Exclude the pictures and return every line exactly as written.

----

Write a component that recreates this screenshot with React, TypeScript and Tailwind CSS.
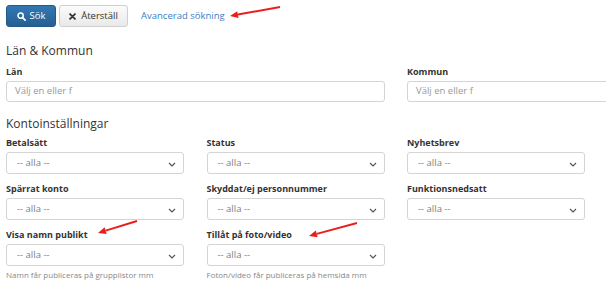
import React from "react";

const font = { fontFamily: '"Open Sans", "Liberation Sans", sans-serif' };

function Chevron() {
  return (
    <svg width="8" height="5" viewBox="0 0 8 5" className="absolute right-[7px] top-[9px]">
      <path d="M1 1 L4 4 L7 1" fill="none" stroke="#555" strokeWidth="1.2" />
    </svg>
  );
}

function Select({ label, help }: { label: string; help?: string }) {
  return (
    <div className="flex flex-col">
      <div className="h-[17px] flex items-center text-[9px] font-bold text-[#333]">{label}</div>
      <div className="relative mt-[1px] h-[22px] border border-[#d4d4d4] rounded-[3px] bg-white flex items-center pl-[10px] text-[9.5px] text-[#808080]">
        -- alla --
        <Chevron />
      </div>
      {help && <div className="mt-[3px] text-[8px] text-[#888]">{help}</div>}
    </div>
  );
}

function Arrow({ x1, y1, x2, y2 }: { x1: number; y1: number; x2: number; y2: number }) {
  const ang = Math.atan2(y2 - y1, x2 - x1);
  const len = 8;
  const w = 3.5;
  const bx = x2 - len * Math.cos(ang);
  const by = y2 - len * Math.sin(ang);
  const px = -Math.sin(ang) * w;
  const py = Math.cos(ang) * w;
  return (
    <g>
      <line x1={x1} y1={y1} x2={bx} y2={by} stroke="#e8201c" strokeWidth="2" />
      <polygon points={`${x2},${y2} ${bx + px},${by + py} ${bx - px},${by - py}`} fill="#e8201c" />
    </g>
  );
}

export default function App() {
  return (
    <div className="relative w-[606px] h-[283px] overflow-hidden bg-white" style={font}>
      <div className="w-[800px] pl-[6px]">
        <div className="flex items-center pt-[5px] h-[27px]">
          <button className="h-[22px] w-[50px] flex items-center justify-center gap-[4px] rounded-[3px] text-white text-[9.5px] border border-[#245a89] bg-gradient-to-b from-[#3278b3] to-[#265f92]">
            <svg width="9" height="9" viewBox="0 0 10 10">
              <circle cx="4" cy="4" r="2.9" fill="none" stroke="white" strokeWidth="1.7" />
              <path d="M6.2 6.2 L9 9" stroke="white" strokeWidth="1.9" strokeLinecap="round" />
            </svg>
            Sök
          </button>
          <button className="ml-[3px] h-[22px] w-[69px] flex items-center justify-center gap-[5px] rounded-[3px] text-[#333] text-[9.5px] border border-[#cfcfcf] bg-gradient-to-b from-[#fbfbfb] to-[#e9e9e9]">
            <svg width="7" height="7" viewBox="0 0 8 8">
              <path d="M1.2 1.2 L6.8 6.8 M6.8 1.2 L1.2 6.8" stroke="#333" strokeWidth="2" strokeLinecap="round" />
            </svg>
            Återställ
          </button>
          <a className="ml-[13px] text-[9.5px] text-[#3a80c2]">Avancerad sökning</a>
        </div>

        <div className="mt-[15px] text-[12px] text-[#333] leading-[18px]">Län &amp; Kommun</div>
        <div className="grid grid-cols-[379px_379px] gap-x-[22px] mt-[3px]">
          <div className="flex flex-col">
            <div className="h-[17px] flex items-center text-[9px] font-bold text-[#333]">Län</div>
            <div className="mt-[1px] h-[21px] border border-[#d4d4d4] rounded-[3px] flex items-center pl-[8px] text-[9.5px] text-[#999]">Välj en eller f</div>
          </div>
          <div className="flex flex-col">
            <div className="h-[17px] flex items-center text-[9px] font-bold text-[#333]">Kommun</div>
            <div className="mt-[1px] h-[21px] border border-[#d4d4d4] rounded-[3px] flex items-center pl-[8px] text-[9.5px] text-[#999]">Välj en eller f</div>
          </div>
        </div>

        <div className="mt-[13px] text-[12px] text-[#333] leading-[18px]">Kontoinställningar</div>
        <div className="grid grid-cols-[178px_178px_178px] gap-x-[22.5px] gap-y-[6px] mt-[1px]">
          <Select label="Betalsätt" />
          <Select label="Status" />
          <Select label="Nyhetsbrev" />
          <Select label="Spärrat konto" />
          <Select label="Skyddat/ej personnummer" />
          <Select label="Funktionsnedsatt" />
          <Select label="Visa namn publikt" help="Namn får publiceras på grupplistor mm" />
          <Select label="Tillåt på foto/video" help="Foton/video får publiceras på hemsida mm" />
        </div>
      </div>
      <svg className="absolute inset-0 pointer-events-none" width="606" height="283">
        <Arrow x1={280} y1={7} x2={230} y2={16} />
        <Arrow x1={137} y1={221} x2={98} y2={233} />
        <Arrow x1={357} y1={223} x2={309} y2={236} />
      </svg>
    </div>
  );
}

----

### Worked solution
Write a component that recreates this screenshot with React, TypeScript and Tailwind CSS.
import React from "react";

const font = { fontFamily: '"Open Sans", "Liberation Sans", sans-serif' };

function Chevron() {
  return (
    <svg width="8" height="5" viewBox="0 0 8 5" className="absolute right-[7px] top-[9px]">
      <path d="M1 1 L4 4 L7 1" fill="none" stroke="#555" strokeWidth="1.2" />
    </svg>
  );
}

function Select({ label, help }: { label: string; help?: string }) {
  return (
    <div className="flex flex-col">
      <div className="h-[17px] flex items-center text-[9px] font-bold text-[#333]">{label}</div>
      <div className="relative mt-[1px] h-[22px] border border-[#d4d4d4] rounded-[3px] bg-white flex items-center pl-[10px] text-[9.5px] text-[#808080]">
        -- alla --
        <Chevron />
      </div>
      {help && <div className="mt-[3px] text-[8px] text-[#888]">{help}</div>}
    </div>
  );
}

function Arrow({ x1, y1, x2, y2 }: { x1: number; y1: number; x2: number; y2: number }) {
  const ang = Math.atan2(y2 - y1, x2 - x1);
  const len = 8;
  const w = 3.5;
  const bx = x2 - len * Math.cos(ang);
  const by = y2 - len * Math.sin(ang);
  const px = -Math.sin(ang) * w;
  const py = Math.cos(ang) * w;
  return (
    <g>
      <line x1={x1} y1={y1} x2={bx} y2={by} stroke="#e8201c" strokeWidth="2" />
      <polygon points={`${x2},${y2} ${bx + px},${by + py} ${bx - px},${by - py}`} fill="#e8201c" />
    </g>
  );
}

export default function App() {
  return (
    <div className="relative w-[606px] h-[283px] overflow-hidden bg-white" style={font}>
      <div className="w-[800px] pl-[6px]">
        <div className="flex items-center pt-[5px] h-[27px]">
          <button className="h-[22px] w-[50px] flex items-center justify-center gap-[4px] rounded-[3px] text-white text-[9.5px] border border-[#245a89] bg-gradient-to-b from-[#3278b3] to-[#265f92]">
            <svg width="9" height="9" viewBox="0 0 10 10">
              <circle cx="4" cy="4" r="2.9" fill="none" stroke="white" strokeWidth="1.7" />
              <path d="M6.2 6.2 L9 9" stroke="white" strokeWidth="1.9" strokeLinecap="round" />
            </svg>
            Sök
          </button>
          <button className="ml-[3px] h-[22px] w-[69px] flex items-center justify-center gap-[5px] rounded-[3px] text-[#333] text-[9.5px] border border-[#cfcfcf] bg-gradient-to-b from-[#fbfbfb] to-[#e9e9e9]">
            <svg width="7" height="7" viewBox="0 0 8 8">
              <path d="M1.2 1.2 L6.8 6.8 M6.8 1.2 L1.2 6.8" stroke="#333" strokeWidth="2" strokeLinecap="round" />
            </svg>
            Återställ
          </button>
          <a className="ml-[13px] text-[9.5px] text-[#3a80c2]">Avancerad sökning</a>
        </div>

        <div className="mt-[15px] text-[12px] text-[#333] leading-[18px]">Län &amp; Kommun</div>
        <div className="grid grid-cols-[379px_379px] gap-x-[22px] mt-[3px]">
          <div className="flex flex-col">
            <div className="h-[17px] flex items-center text-[9px] font-bold text-[#333]">Län</div>
            <div className="mt-[1px] h-[21px] border border-[#d4d4d4] rounded-[3px] flex items-center pl-[8px] text-[9.5px] text-[#999]">Välj en eller f</div>
          </div>
          <div className="flex flex-col">
            <div className="h-[17px] flex items-center text-[9px] font-bold text-[#333]">Kommun</div>
            <div className="mt-[1px] h-[21px] border border-[#d4d4d4] rounded-[3px] flex items-center pl-[8px] text-[9.5px] text-[#999]">Välj en eller f</div>
          </div>
        </div>

        <div className="mt-[13px] text-[12px] text-[#333] leading-[18px]">Kontoinställningar</div>
        <div className="grid grid-cols-[178px_178px_178px] gap-x-[22.5px] gap-y-[6px] mt-[1px]">
          <Select label="Betalsätt" />
          <Select label="Status" />
          <Select label="Nyhetsbrev" />
          <Select label="Spärrat konto" />
          <Select label="Skyddat/ej personnummer" />
          <Select label="Funktionsnedsatt" />
          <Select label="Visa namn publikt" help="Namn får publiceras på grupplistor mm" />
          <Select label="Tillåt på foto/video" help="Foton/video får publiceras på hemsida mm" />
        </div>
      </div>
      <svg className="absolute inset-0 pointer-events-none" width="606" height="283">
        <Arrow x1={280} y1={7} x2={230} y2={16} />
        <Arrow x1={137} y1={221} x2={98} y2={233} />
        <Arrow x1={357} y1={223} x2={309} y2={236} />
      </svg>
    </div>
  );
}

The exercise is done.